Unused student seats being resold

Kansas fans come to their feet in the north end zone as the Jayhawks leave the court Wednesday following warmups in preparation for tipoff against Alcorn State at Allen Fieldhouse. Kansas Athletics Inc. is discounting seats normally reserved for students at 0 a seat.

Tickets for selected games featuring America’s top-ranked college basketball team are being sold for less than the price of a souvenir mini KU basketball. Bill Self’s Jayhawks — No. 1 in the polls since preseason — can be seen for as little as $10 at Allen Fieldhouse and at the Sprint Center in Kansas City, Mo., as Kansas Athletics Inc. works to resell tickets anticipated to be left unused by Kansas University students departing campus for winter break.

The online deals tipped off over the Thanksgiving holiday and remained in play through the day Wednesday. Kansas Athletics sends out such discount notifications and promotional codes online, to people who have signed up for updates.

“This is something new,” said Jim Marchiony, an associate athletics director. “We want to make games available to those who they would not normally be available to, at a time when the students are not on campus.”

About 4,000 seats normally reserved for students are being offered for resale as general-admission seats at the 16,300-seat fieldhouse, Marchiony said. The fieldhouse games included in the promotion are Dec. 9 against Radford and Jan. 6 against Cornell.

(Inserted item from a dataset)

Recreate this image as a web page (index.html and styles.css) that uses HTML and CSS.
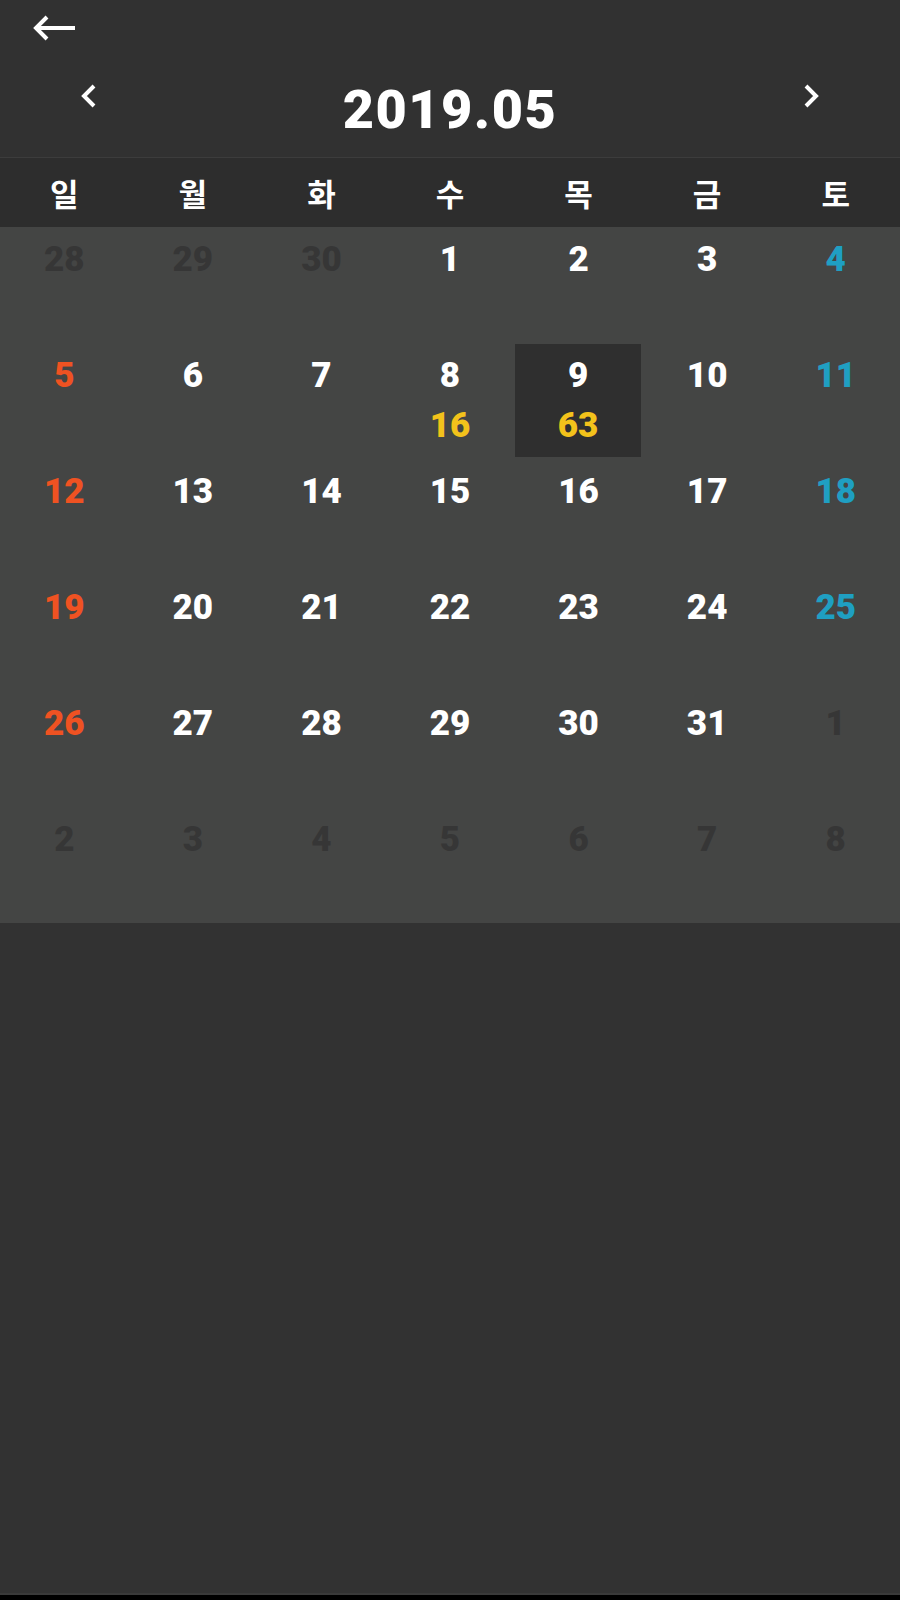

Also available at a discount: Dec. 12 against LaSalle, at Sprint Center. “We’ll just sell them while supplies last,” Marchiony said.

Marchiony acknowledges that he cannot recall a time when tickets for Kansas men’s basketball had sold for so little. Outside the promotion, general-admission tickets at the fieldhouse regularly are $35, he said, and season tickets carry a face value of $50 or $65.

Wednesday night’s game against winless Alcorn State was the 133rd consecutive sellout at the fieldhouse, and the streak will be guaranteed to continue even if some of the general-admission seats go unsold. That’s because all of the 4,000 student seats were sold out before the football season, when students bought football and basketball season tickets for a total of $150.

Such tickets are loaded onto KU students’ ID cards, and Kansas Athletics officials regularly anticipate that a portion of those students won’t show up for games during break.